Ce jeudi-là, il incarne encore tout ce qui le rend précieux : sa curiosité des êtres, son intelligence vive et rapide, sa profondeur, sa générosité. Et le sens de la fête. Il a ce don exceptionnel d’être à chaque instant présent dans le présent.

Cette nuit, qui est sa dernière sortie, il exprime plus que jamais encore son amour de la vie. Jusqu’au matin, comme à son habitude. Il souffre d’insomnie (comme Proust, se couche souvent de bonne heure). Il prend son petit déjeuner dans une brasserie de Saint-Germain-des-Prés. Revient chez lui, lançant joyeusement à Marie, sa compagne : « J’ai passé une nuit comme je les aime. » Avant de dormir quelques heures.

Vendredi 11 avril, de bonne heure, un ami l’a vu s’en aller dans la lumière matinale. Petit bonhomme de vie.

Vendredi après-midi, il a un rendez-vous dans son atelier. Il va retrouver des amis musiciens. Il travaille sur un opéra. Quelqu’un téléphone vers quatre heures. Il dit : «  L’argent, on s’en fout. » Marie doit venir le rejoindre à six heures.

Entre-temps, il ne répond plus. Les musiciens appellent. Il ne décroche pas. Ce qui paraît bizarre. Ils insistent. Puis, peu après, c’est lui qui appelle d’une voix lointaine, étouffée : « Venez, je suis tombé. »

Ceux-ci, qui se sont précipités, rapportent ses dernières paroles avant le coma définitif. « Lève-moi, j’ai envie de pisser. » Où a-t-il mal ? « À la tête. Un léger mal de lendemain de cuite. »

Les pompiers feront les premiers soins précieux, l’évacueront vers l’hôpital. À l’arrivée des pompiers, une scène cocasse. L’un d’eux s’adressant à l’homme allongé par terre, à demi-paralysé : « Alors ? On est tombé ? On ne peut pas se relever ? » Puis avisant des tableaux au mur : « C’est un artiste ? — Oui. — Il est connu ? — Très connu.  » Le type se précipite vers le téléphone. « Il me faut deux motards ! Maintenant, on ne rigole plus ! »

Dimanche soir, en salle de réanimation à l’hôpital de la Pitié-Salpétrière. Il est toujours dans le coma. Nuque raide, membres inertes. Les médecins sont pessimistes. L’attaque cérébrale a laissée des traces graves. Rabelais, visage paisible, yeux clos, il ressemble à un empereur chinois sur son mausolée.

Dans le métro, un bébé dans sa poussette dort à poings fermés avec la même lumière tranquille sur le visage. Monsieur Laurent a rejoint son bébé.

Il est mort mercredi 17 avril.

Samedi 20 avril, sa famille et la famille de ses amis ont accompagné le cadavre au cimetière du Montparnasse.
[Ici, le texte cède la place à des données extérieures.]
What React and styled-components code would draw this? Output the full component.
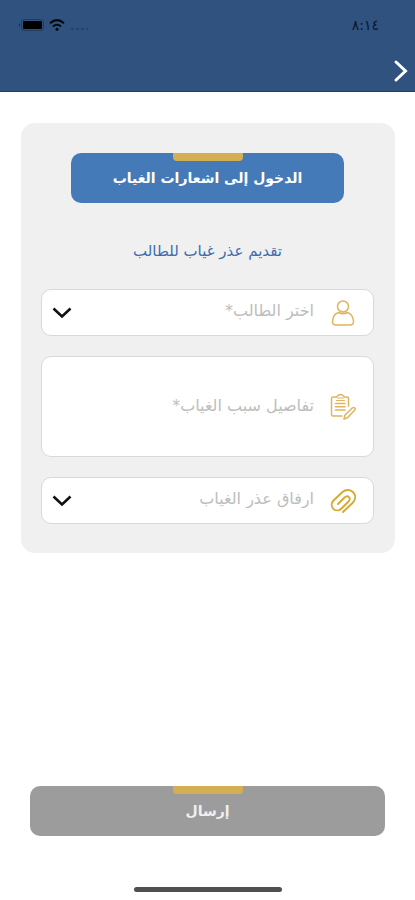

Derrière la fanfare du Grand Magic Circus. Le ciel, si bleu depuis des jours, était gris. Un vent froid serrait le cœur. Le cercueil paraissait tout petit dans la terre, au fond du trou.

Roland Topor (1938-1997) n’acceptait pas la mort. Ne voulait-on pas toujours lui faire la peau ?

C’est ce qu’il cherchait dans ses mots, dans ses dessins, dans son œuvre : un territoire pour échapper à la mort. Où il pouvait ne pas la prendre au sérieux. Dénoncer le piège absurde de l’être, les cartes pipées. Il avait, dans Le Fou parle, décrit ainsi la « party » qu’il jouait : « L’absent, le disparu, moi et personne faisons un bridge. Je suis le mort… »

Cette semaine, la mort a mis fin au jeu. Et il n’y a plus qu’elle. Inéluctable. Il a suffit d’une semaine.